--- Begin Given data ---
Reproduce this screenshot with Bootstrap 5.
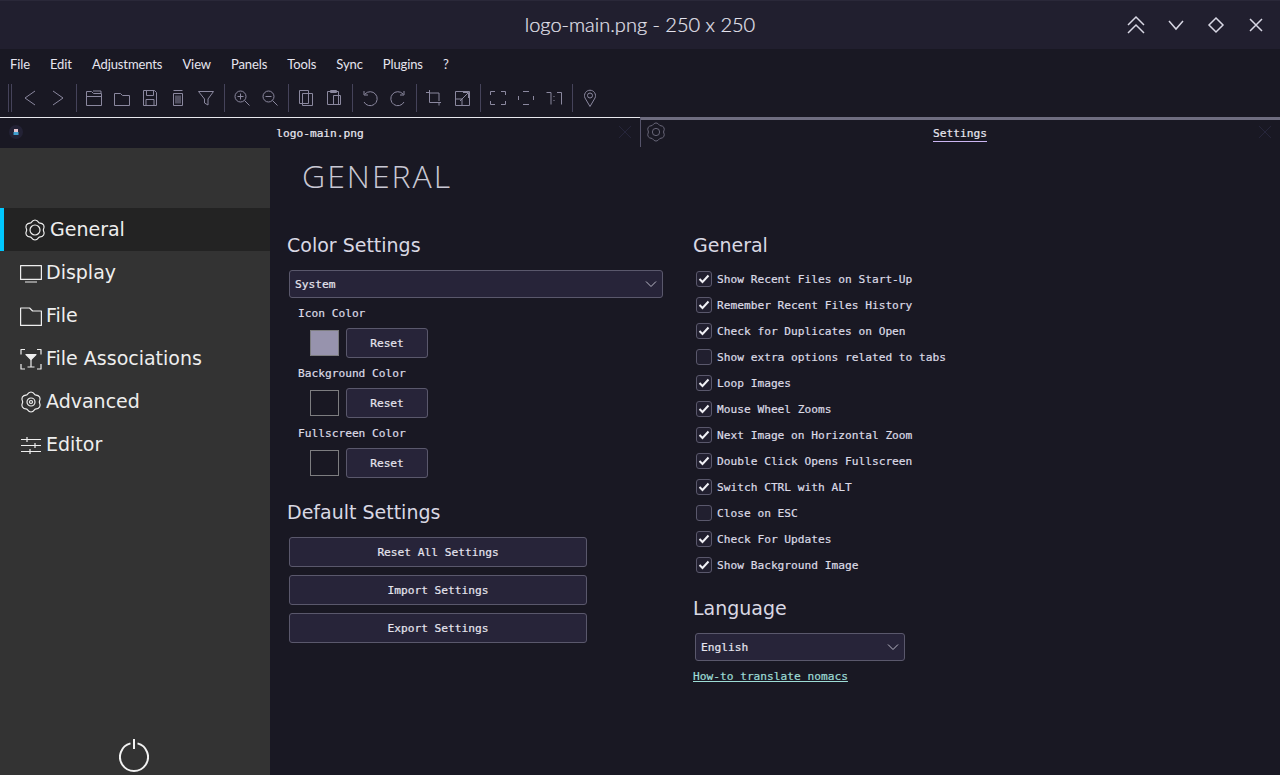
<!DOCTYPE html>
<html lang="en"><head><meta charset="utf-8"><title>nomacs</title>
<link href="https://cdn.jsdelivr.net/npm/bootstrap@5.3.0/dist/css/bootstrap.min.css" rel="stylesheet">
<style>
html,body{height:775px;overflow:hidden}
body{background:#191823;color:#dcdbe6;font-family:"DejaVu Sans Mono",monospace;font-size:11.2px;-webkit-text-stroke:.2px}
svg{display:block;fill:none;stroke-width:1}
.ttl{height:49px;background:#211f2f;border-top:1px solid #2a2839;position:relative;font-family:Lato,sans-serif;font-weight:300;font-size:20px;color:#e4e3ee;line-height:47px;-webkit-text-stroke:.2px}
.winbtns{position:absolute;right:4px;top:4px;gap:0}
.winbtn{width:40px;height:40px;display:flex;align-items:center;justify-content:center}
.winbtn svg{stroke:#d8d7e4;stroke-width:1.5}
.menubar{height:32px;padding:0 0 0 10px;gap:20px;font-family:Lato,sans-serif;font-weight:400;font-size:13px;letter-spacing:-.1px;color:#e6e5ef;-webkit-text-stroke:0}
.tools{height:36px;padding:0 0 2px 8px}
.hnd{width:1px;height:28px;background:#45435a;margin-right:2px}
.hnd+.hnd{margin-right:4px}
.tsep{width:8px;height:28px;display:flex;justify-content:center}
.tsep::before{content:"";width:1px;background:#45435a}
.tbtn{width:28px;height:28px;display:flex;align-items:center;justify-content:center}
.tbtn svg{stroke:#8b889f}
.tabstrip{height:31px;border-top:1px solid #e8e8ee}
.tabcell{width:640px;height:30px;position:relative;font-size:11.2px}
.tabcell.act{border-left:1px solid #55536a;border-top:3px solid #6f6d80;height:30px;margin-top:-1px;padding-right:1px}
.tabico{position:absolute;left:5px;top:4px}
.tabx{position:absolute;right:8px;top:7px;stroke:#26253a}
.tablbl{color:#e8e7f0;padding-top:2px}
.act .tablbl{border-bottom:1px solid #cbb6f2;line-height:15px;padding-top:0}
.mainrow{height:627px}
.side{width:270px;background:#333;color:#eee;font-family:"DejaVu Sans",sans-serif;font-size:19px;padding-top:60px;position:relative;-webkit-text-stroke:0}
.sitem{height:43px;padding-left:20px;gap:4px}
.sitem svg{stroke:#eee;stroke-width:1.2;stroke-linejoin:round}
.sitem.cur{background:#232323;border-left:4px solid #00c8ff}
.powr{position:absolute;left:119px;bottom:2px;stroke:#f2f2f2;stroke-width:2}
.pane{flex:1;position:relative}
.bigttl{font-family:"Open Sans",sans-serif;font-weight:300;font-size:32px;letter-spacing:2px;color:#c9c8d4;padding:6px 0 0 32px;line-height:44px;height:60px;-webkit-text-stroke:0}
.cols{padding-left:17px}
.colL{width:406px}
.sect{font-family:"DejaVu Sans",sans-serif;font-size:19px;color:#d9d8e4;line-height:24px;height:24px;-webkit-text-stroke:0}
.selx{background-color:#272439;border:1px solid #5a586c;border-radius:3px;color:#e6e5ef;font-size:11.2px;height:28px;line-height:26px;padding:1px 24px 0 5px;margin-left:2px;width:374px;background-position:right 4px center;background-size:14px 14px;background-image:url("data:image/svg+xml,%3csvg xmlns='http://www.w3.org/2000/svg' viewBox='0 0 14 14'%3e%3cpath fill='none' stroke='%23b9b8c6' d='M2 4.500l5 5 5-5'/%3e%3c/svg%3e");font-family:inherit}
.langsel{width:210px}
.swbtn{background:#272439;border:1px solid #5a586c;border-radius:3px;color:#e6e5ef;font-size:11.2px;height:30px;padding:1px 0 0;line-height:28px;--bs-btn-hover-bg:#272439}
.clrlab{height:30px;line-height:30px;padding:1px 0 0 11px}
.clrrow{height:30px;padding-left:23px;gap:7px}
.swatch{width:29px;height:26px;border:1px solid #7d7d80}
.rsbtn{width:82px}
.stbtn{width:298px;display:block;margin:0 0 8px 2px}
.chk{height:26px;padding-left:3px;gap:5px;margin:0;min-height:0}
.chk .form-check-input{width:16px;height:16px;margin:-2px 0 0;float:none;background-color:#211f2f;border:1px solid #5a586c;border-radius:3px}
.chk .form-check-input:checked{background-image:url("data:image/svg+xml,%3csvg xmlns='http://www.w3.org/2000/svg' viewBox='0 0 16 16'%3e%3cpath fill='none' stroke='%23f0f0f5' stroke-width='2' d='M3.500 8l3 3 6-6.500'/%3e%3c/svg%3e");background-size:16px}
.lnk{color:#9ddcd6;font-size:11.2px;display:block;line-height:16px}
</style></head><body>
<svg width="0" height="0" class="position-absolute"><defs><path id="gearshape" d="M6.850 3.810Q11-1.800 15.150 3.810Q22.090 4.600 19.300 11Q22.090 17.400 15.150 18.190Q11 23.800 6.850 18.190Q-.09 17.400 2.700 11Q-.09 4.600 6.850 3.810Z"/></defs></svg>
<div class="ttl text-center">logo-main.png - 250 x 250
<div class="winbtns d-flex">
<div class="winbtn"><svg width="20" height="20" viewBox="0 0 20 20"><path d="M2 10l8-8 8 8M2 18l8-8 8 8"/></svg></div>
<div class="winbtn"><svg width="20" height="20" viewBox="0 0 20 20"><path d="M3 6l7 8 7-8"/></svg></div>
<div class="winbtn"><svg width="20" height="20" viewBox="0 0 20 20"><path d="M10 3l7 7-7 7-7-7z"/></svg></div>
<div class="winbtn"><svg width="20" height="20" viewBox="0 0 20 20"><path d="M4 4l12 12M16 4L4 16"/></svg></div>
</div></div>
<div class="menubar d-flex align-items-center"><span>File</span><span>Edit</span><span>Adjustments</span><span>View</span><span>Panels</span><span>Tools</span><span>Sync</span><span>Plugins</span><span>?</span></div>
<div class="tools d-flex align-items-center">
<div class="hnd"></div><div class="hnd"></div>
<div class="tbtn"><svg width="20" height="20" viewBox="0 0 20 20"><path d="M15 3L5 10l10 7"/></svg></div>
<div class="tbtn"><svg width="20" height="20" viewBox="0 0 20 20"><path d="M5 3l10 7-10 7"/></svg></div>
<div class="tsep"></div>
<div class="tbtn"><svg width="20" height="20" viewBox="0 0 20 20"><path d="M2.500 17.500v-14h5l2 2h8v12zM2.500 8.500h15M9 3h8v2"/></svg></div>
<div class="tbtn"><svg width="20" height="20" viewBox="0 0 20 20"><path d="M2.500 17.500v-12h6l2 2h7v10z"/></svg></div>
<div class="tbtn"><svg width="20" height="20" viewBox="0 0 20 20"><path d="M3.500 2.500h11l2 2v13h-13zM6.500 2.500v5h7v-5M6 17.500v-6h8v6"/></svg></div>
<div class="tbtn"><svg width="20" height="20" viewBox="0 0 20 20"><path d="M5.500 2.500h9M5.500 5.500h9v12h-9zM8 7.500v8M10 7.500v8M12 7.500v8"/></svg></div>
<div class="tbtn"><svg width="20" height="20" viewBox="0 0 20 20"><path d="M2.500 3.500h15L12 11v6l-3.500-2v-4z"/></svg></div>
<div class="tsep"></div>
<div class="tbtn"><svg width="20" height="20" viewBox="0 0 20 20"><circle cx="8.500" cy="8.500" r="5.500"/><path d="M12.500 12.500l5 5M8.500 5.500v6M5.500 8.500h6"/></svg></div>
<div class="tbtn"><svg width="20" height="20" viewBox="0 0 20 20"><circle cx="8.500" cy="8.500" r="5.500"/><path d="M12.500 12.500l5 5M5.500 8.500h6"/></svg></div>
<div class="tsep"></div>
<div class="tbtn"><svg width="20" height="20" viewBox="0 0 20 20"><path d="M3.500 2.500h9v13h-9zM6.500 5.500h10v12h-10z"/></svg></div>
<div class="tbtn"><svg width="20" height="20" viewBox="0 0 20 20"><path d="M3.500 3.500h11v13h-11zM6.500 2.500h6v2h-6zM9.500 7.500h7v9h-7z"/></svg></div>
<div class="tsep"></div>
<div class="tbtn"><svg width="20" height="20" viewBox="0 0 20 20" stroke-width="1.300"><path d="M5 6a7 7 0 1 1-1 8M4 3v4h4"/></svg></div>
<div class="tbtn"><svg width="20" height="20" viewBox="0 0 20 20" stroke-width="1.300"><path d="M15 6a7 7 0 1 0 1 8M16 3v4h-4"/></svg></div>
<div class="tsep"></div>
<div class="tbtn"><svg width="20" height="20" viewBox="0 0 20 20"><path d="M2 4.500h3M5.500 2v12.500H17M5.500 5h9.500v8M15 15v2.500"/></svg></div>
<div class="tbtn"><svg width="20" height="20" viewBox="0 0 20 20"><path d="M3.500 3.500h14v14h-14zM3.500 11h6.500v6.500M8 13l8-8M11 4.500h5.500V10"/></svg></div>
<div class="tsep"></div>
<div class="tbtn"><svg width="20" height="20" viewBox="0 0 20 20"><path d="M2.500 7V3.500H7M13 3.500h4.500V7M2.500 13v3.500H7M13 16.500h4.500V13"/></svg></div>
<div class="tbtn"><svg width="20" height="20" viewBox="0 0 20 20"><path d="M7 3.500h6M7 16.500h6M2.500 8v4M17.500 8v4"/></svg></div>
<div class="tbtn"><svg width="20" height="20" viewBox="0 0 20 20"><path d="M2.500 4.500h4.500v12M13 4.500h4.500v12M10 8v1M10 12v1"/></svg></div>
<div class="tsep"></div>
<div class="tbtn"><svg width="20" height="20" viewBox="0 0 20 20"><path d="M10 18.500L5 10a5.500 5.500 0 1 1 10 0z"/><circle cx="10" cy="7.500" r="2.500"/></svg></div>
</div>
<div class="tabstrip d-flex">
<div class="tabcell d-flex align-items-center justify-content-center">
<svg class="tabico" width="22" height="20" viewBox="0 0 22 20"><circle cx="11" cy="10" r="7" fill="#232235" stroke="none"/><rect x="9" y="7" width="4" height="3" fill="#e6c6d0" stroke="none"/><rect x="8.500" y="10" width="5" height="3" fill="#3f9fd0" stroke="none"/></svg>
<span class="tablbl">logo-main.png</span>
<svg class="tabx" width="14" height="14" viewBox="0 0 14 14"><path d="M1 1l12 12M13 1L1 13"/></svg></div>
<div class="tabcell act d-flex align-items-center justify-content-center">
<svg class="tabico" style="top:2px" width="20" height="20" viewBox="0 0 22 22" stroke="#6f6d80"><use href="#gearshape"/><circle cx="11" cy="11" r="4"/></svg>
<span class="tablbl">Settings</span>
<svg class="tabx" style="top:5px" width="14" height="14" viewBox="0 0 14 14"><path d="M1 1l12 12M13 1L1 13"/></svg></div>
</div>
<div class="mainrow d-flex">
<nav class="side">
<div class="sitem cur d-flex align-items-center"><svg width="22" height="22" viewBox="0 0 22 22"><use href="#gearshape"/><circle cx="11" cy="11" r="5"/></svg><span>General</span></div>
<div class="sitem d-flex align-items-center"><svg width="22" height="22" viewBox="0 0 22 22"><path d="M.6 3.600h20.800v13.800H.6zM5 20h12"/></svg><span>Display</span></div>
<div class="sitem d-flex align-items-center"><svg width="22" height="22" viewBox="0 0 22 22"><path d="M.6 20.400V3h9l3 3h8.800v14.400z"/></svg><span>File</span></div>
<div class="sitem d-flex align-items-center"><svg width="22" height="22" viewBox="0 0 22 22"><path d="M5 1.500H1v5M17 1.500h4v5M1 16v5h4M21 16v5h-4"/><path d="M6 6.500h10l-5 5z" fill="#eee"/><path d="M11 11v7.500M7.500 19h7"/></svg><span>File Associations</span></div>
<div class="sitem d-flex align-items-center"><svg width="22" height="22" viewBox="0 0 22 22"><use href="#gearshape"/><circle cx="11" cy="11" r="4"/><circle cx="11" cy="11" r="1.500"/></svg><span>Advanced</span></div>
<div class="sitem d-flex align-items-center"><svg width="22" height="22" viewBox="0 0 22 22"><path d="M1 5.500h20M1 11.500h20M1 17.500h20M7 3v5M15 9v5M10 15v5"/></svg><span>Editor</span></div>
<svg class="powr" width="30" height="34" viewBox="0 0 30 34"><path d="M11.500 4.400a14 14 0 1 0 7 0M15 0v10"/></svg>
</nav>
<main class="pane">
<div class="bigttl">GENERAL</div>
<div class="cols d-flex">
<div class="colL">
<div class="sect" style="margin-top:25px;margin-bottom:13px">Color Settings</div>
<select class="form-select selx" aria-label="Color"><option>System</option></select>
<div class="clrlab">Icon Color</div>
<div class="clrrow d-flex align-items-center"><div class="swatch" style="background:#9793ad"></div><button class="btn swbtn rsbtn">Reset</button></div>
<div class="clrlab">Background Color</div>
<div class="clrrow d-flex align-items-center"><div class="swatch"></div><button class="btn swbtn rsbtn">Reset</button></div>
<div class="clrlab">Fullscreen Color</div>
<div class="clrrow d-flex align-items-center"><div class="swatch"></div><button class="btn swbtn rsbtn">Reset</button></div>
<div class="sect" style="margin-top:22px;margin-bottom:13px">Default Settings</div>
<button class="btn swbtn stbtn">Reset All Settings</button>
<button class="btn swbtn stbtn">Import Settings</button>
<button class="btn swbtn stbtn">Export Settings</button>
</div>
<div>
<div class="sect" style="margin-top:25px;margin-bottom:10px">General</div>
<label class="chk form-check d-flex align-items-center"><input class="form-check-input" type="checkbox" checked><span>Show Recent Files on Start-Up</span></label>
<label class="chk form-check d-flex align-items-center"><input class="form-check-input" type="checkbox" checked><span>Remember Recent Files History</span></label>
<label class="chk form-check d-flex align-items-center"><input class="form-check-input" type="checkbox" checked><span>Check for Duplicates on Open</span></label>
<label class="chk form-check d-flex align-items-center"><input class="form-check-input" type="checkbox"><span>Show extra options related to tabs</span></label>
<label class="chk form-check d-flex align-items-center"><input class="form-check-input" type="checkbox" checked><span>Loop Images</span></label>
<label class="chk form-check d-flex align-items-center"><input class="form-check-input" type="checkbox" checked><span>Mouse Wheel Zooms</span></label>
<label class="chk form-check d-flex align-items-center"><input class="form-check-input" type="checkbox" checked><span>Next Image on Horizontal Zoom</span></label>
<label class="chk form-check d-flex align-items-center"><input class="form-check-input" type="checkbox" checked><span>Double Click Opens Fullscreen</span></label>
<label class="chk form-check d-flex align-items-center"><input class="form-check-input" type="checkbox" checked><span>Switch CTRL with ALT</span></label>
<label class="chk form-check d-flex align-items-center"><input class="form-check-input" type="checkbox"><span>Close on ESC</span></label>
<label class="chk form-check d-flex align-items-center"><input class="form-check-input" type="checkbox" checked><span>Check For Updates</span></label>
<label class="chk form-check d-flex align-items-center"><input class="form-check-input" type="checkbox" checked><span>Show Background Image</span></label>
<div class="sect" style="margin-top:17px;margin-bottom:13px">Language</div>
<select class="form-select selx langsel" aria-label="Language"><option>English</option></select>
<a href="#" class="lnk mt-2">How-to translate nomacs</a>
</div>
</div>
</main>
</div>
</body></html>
--- End Given data ---
**What you will do**
List all lines above in which the string "with" appears.

**Output for this exercise**
Reproduce this screenshot with Bootstrap 5.
<label class="chk form-check d-flex align-items-center"><input class="form-check-input" type="checkbox" checked><span>Switch CTRL with ALT</span></label>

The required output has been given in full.